Problem 1: A Changing Industry
Timing is everything. That’s going to be common theme here. The industry was a very different place when I joined in the PS2 era. Games were smaller, they were often made with only a handful of programmers, and you tended to target one platform, and then worry about ports later. Consoles had really weird/creative/wonderfully fascinating custom architectures, and it wasn’t unheard of for all programmers on a team to be low level wizards, who studied hardware manuals, and dreamed of ways to abuse weird bits of hardware to do things it probably wasn’t meant to do.
Games were already starting to get bigger during the PS2 era, due to the switch from CD to DVD, but this really accelerated on PS3 with Blu-Ray, a 8x increase in CPU DRAM, and a 64x jump in video memory. Not only were games were getting bigger, but budgets were getting bigger, and with that, team sizes started exploding. Targeting multiple consoles was becoming more common, and suddenly more people were specialising in very specific disciplines, so you could no longer assume that all devs were assembly wizards that sat around reading and memorising hardware manuals.
In so many ways, the PS3 felt like a radical jump into the future, while simultaneously feeling like a relic of PS2-era thinking. Old skool hardware experts could achieve unfathomably magical things on it’s custom architecture, but for larger teams targeting multiple platforms who didn’t have the time or resources to put in the necessary work, the result was often leading on Xenon and producing low quality PS3 ports as an afterthought.

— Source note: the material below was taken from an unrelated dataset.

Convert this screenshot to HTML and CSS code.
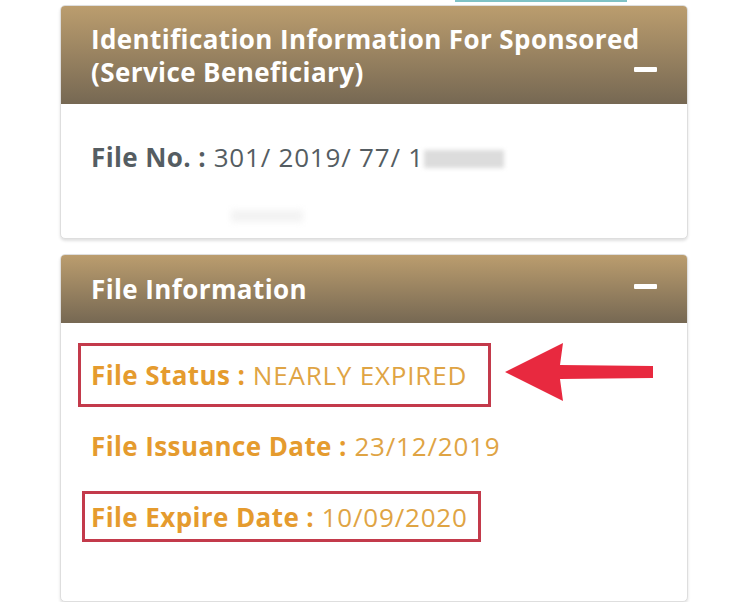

This was sad, because as I will cover later, leading on PS3 often resulted in much petter performance on Xenon as well!
Problem 2: Hanging On By A Thread
The youngsters amongst us may not know this, but games used to be single threaded. I mean some libraries and services might have been running on a thread, but in general your game had one thread, all the work was done there, and life was simple. There was no thought put in to how to break up work into jobs, and no one was thinking too intensely about specifically designing data to be multithread-safe.
That all started to change with the PS3 generation. Xenon had three PPC cores with two HW threads each, and the PS3 featured 6.5 usable SPUs, ridiculously fast vector processors. On both PS3 and Xenon, teams that had zero experience with multithreading suddenly had to grapple with how to jobify their code, and how to share data from multiple threads at the same time without causing corruption. Before you could just write a function and call it from somewhere, but now every thing you wanted to add suddenly required far more thought, and involved alot more senior people making decisions.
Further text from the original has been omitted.